While the indiscriminate shooting of ordinary Indians (and foreigners) of all backgrounds at the Chatrapati Shivaji Terminus has provided the most shocking scenes of slaughter, one should also note the targeting of an Orthodox Jewish religious centre, and the murder of the centre’s rabbi and his wife, as a sign of its reactionary and unjustifiable character.

Regardless of the supportive attitude of the Chabad-Lubavitcher movement, which owned and ran the centre, towards the Zionist state, this can in no way be seen as an act of resistance against Zionism or in solidarity with the oppressed Palestinians. Rather, it reinforces the message, common to most jihadi Islamist movements, that their war is one directed against Jews, anywhere in the world.

This is the “anti-Zionism” of reactionary fools and actually lends credibility to the message of the Israeli state that support for the Palestinians and opposition to the expansionist Israeli state is anti-semitic.

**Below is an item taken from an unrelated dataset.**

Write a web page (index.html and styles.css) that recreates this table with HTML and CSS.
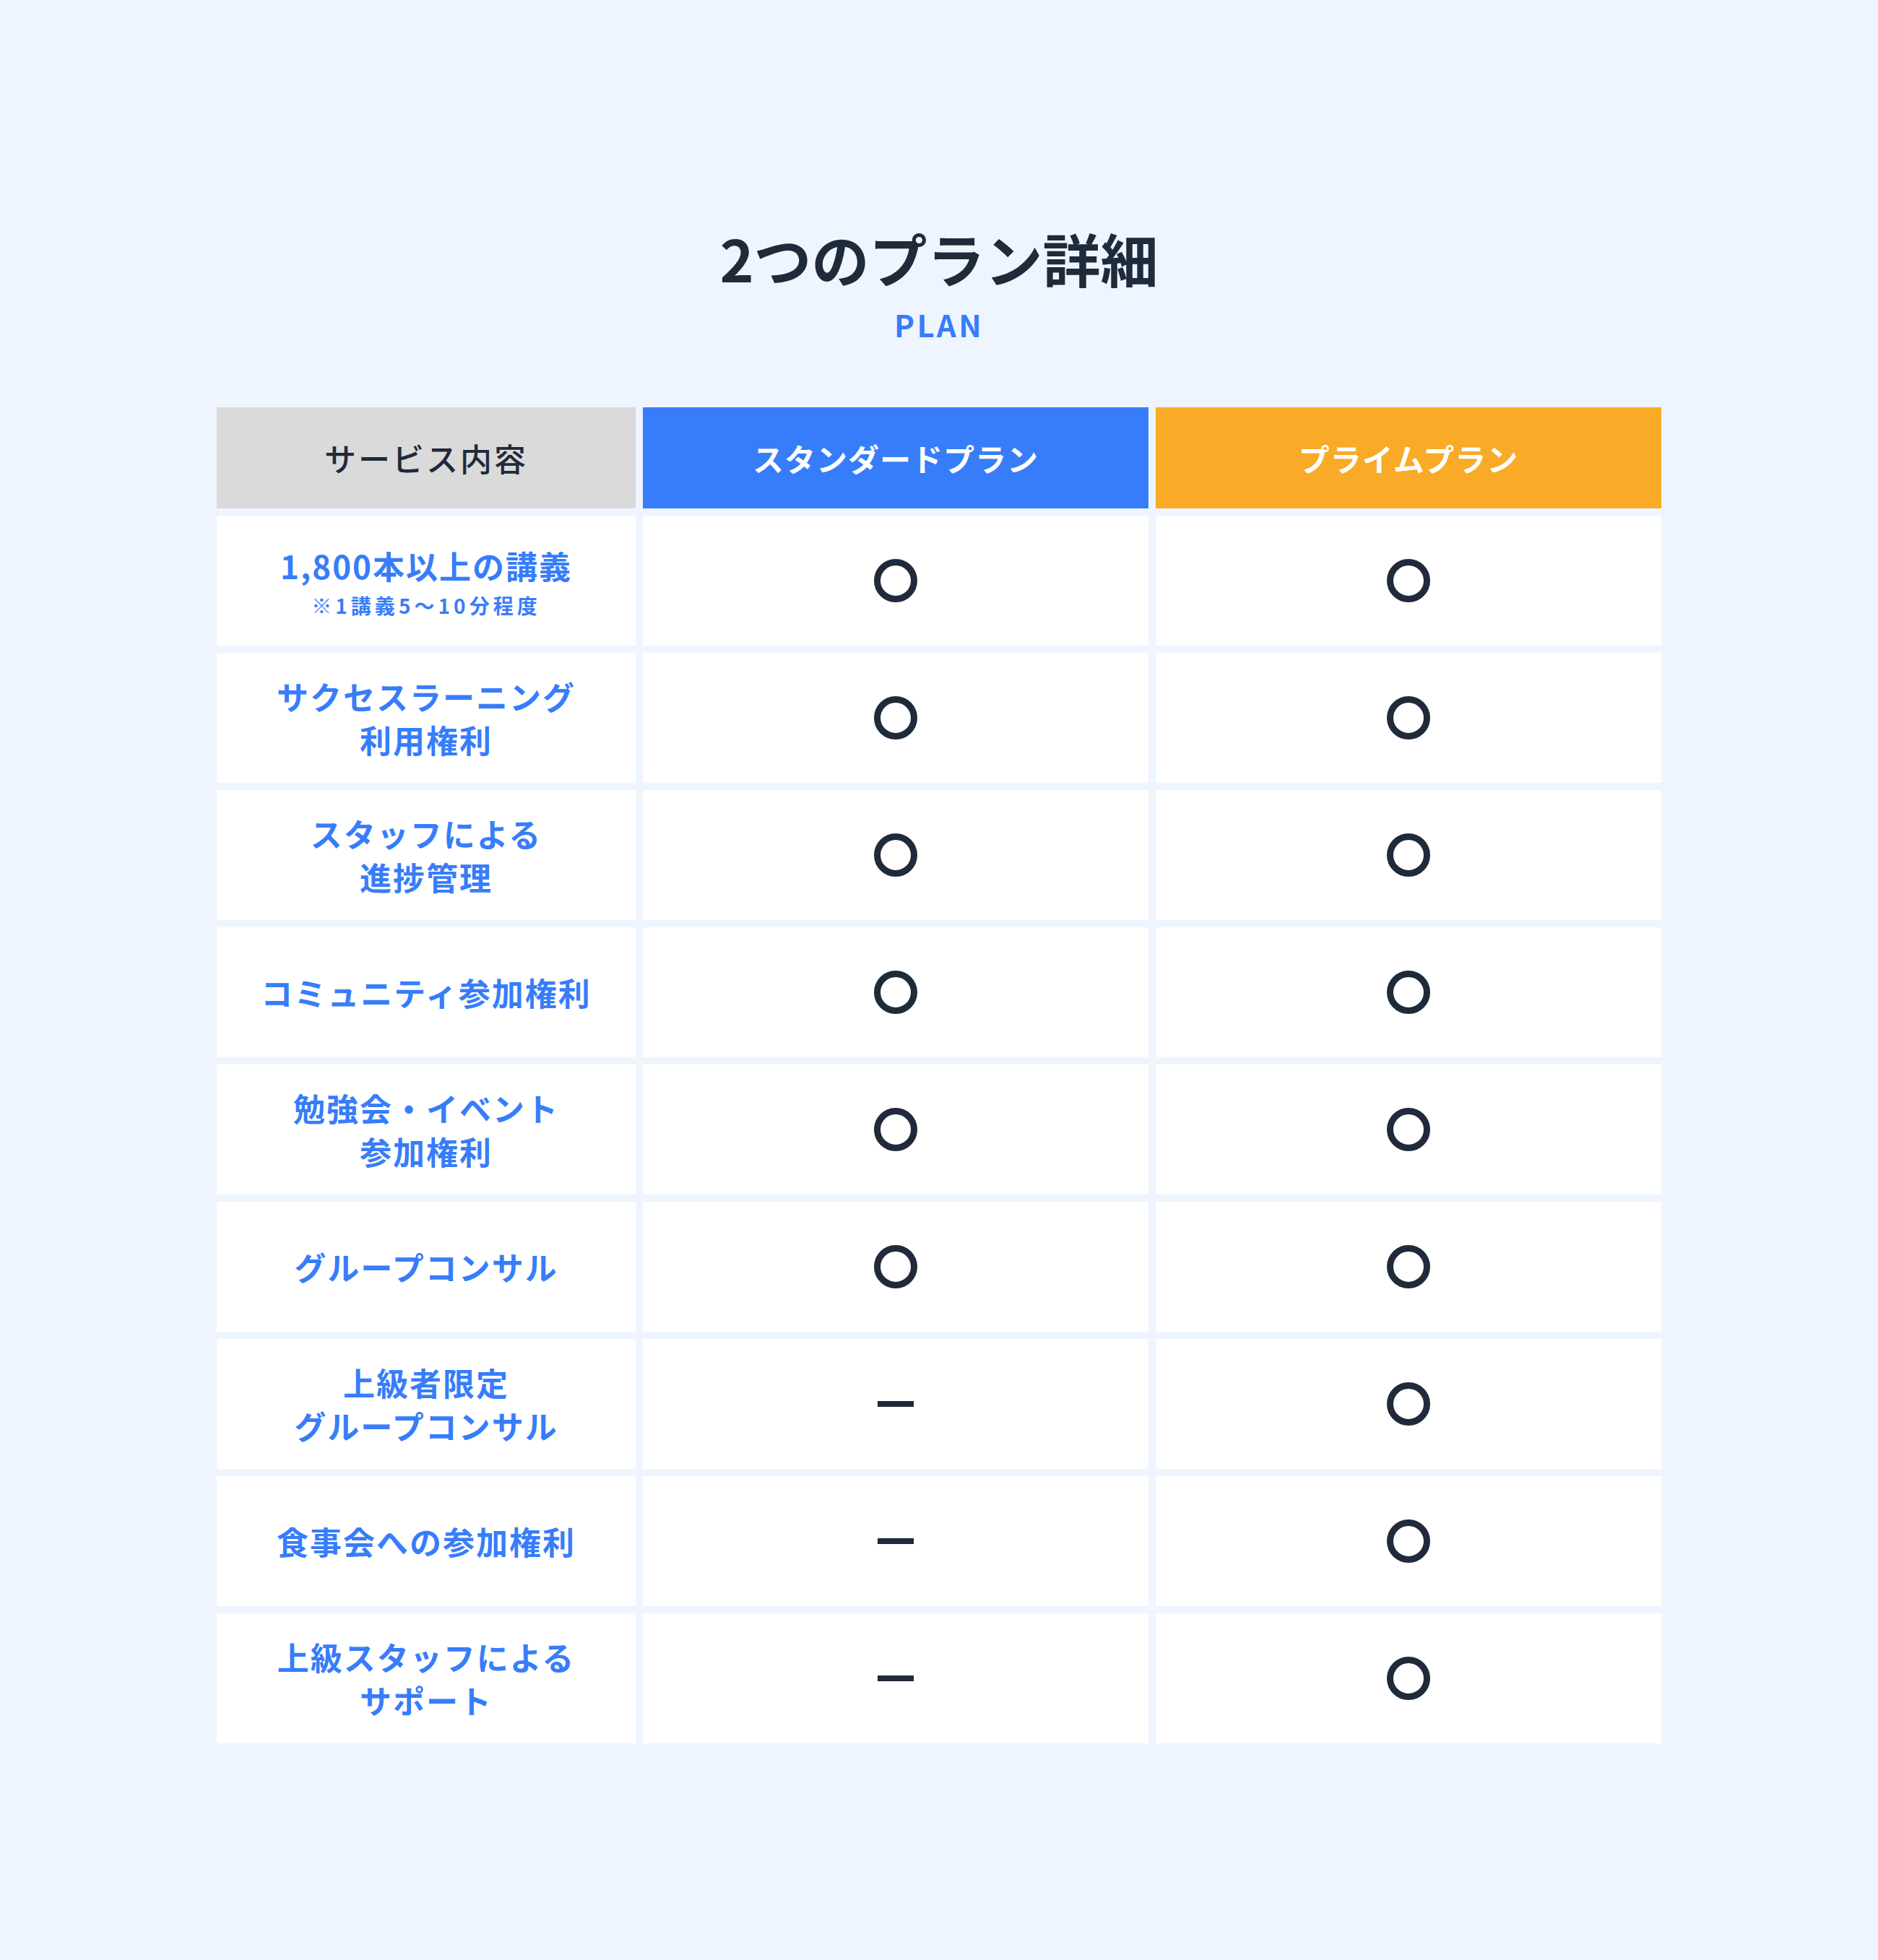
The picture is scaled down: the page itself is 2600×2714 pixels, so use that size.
FILE: index.html
```html
<!DOCTYPE html>
<html lang="ja">
<head>
<meta charset="utf-8">
<title>2つのプラン詳細</title>
<link rel="stylesheet" href="styles.css">
</head>
<body>
<main class="page">
  <header class="heading">
    <h1 class="title">2つのプラン詳細</h1>
    <p class="subtitle">PLAN</p>
  </header>
  <div class="table">
    <div class="cell head head-service">サービス内容</div>
    <div class="cell head head-standard">スタンダードプラン</div>
    <div class="cell head head-prime">プライムプラン</div>

    <div class="cell label label-note"><span>1,800本以上の講義</span><span class="note">※1講義5〜10分程度</span></div>
    <div class="cell"><span class="circle"></span></div>
    <div class="cell"><span class="circle"></span></div>

    <div class="cell label"><span>サクセスラーニング<br>利用権利</span></div>
    <div class="cell"><span class="circle"></span></div>
    <div class="cell"><span class="circle"></span></div>

    <div class="cell label"><span>スタッフによる<br>進捗管理</span></div>
    <div class="cell"><span class="circle"></span></div>
    <div class="cell"><span class="circle"></span></div>

    <div class="cell label"><span>コミュニティ参加権利</span></div>
    <div class="cell"><span class="circle"></span></div>
    <div class="cell"><span class="circle"></span></div>

    <div class="cell label"><span>勉強会・イベント<br>参加権利</span></div>
    <div class="cell"><span class="circle"></span></div>
    <div class="cell"><span class="circle"></span></div>

    <div class="cell label"><span>グループコンサル</span></div>
    <div class="cell"><span class="circle"></span></div>
    <div class="cell"><span class="circle"></span></div>

    <div class="cell label"><span>上級者限定<br>グループコンサル</span></div>
    <div class="cell"><span class="dash"></span></div>
    <div class="cell"><span class="circle"></span></div>

    <div class="cell label"><span>食事会への参加権利</span></div>
    <div class="cell"><span class="dash"></span></div>
    <div class="cell"><span class="circle"></span></div>

    <div class="cell label"><span>上級スタッフによる<br>サポート</span></div>
    <div class="cell"><span class="dash"></span></div>
    <div class="cell"><span class="circle"></span></div>
  </div>
</main>
</body>
</html>
```
FILE: styles.css
```css
html, body {
  margin: 0;
  padding: 0;
}
body {
  background: #eef5ff;
  font-family: "Noto Sans CJK JP", "Noto Sans", sans-serif;
  color: #1f2a3a;
}
.page {
  width: 2600px;
  min-height: 2714px;
  box-sizing: border-box;
  padding-top: 308px;
  padding-bottom: 300px;
}
.heading {
  text-align: center;
}
.title {
  margin: 0;
  font-size: 80px;
  line-height: 96px;
  font-weight: 700;
  color: #1f2a3a;
}
.subtitle {
  margin: 21px 0 0;
  font-size: 42px;
  line-height: 48px;
  font-weight: 700;
  letter-spacing: 0.08em;
  color: #377dfa;
}
.table {
  width: 2000px;
  margin: 91px auto 0;
  display: grid;
  grid-template-columns: 580px 700px 700px;
  grid-template-rows: 140px;
  grid-auto-rows: 180px;
  gap: 10px;
}
.cell {
  background: #ffffff;
  display: flex;
  align-items: center;
  justify-content: center;
  text-align: center;
}
.head {
  font-size: 43px;
  font-weight: 700;
  color: #ffffff;
  letter-spacing: 1px;
}
.head-service {
  background: #dadada;
  color: #1f2a3a;
  font-weight: 500;
  font-size: 44px;
  letter-spacing: 3px;
}
.head-standard {
  background: #377dfa;
}
.head-prime {
  background: #f9aa26;
}
.label {
  flex-direction: column;
  font-size: 44px;
  line-height: 60px;
  font-weight: 700;
  letter-spacing: 2px;
  color: #377dfa;
}
.label-note {
  padding-top: 2px;
  box-sizing: border-box;
}
.note {
  margin-top: 5px;
  font-size: 28px;
  line-height: 40px;
  letter-spacing: 0.18em;
}
.circle {
  width: 60px;
  height: 60px;
  box-sizing: border-box;
  border: 9px solid #1f2a3a;
  border-radius: 50%;
}
.dash {
  width: 50px;
  height: 8px;
  background: #1f2a3a;
}
```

Our condemnation, however, can have nothing in common with the hypocritical outrage of the Indian government, whose forces have gunned down at least 45 Kashmiri Muslim demonstrators since August, or with its threats from Indian Prime Minister Manmohan Singh to “take up strongly” the use of neighbours’ territory to launch attacks on India, a threat to Pakistan or Bangladesh, depending on the terrorists’ origins. Nor can it have anything in common with the response of the imperialist powers, for whom civilian casualties matter only when they or their allies are not responsible for them.

Revolutionary response

The workers’ movement and the student and youth movements must rally to the defence of the Muslim community should Hindu chauvinists threaten to unleash communalist bloodshed in response. The workers movement  which should know neither religious nor nationalist prejudices  must take the initiative to prevent this.

The conditions which allow Islamist terrorists to recruit young fighters originate in the “war on terror” and its predecessors, like the 1991 war on Iraq, adding to the plunder of the Middle East’s oil wealth by western corporations and the total subservience to US imperialism of the Arab and Gulf states. Neither should we forget the desperation brought on by growing poverty and inequality for most of the population, such as neoliberal policies brought in the “boom years” in India and many other countries in South Asia. Now India is being hit by huge job losses and factory closures.

Working class unity, and the unity of the worker with the poor peasants, can cut across all religious, ethnic and national divisions. It is vital that the working class movement launches a powerful counteroffensive against this crisis. If it does so, then the attempts, whether from Hindu or Muslim communalists or from the government itself, to whip up ethnic and communal hatred will increasingly fall on deaf ears.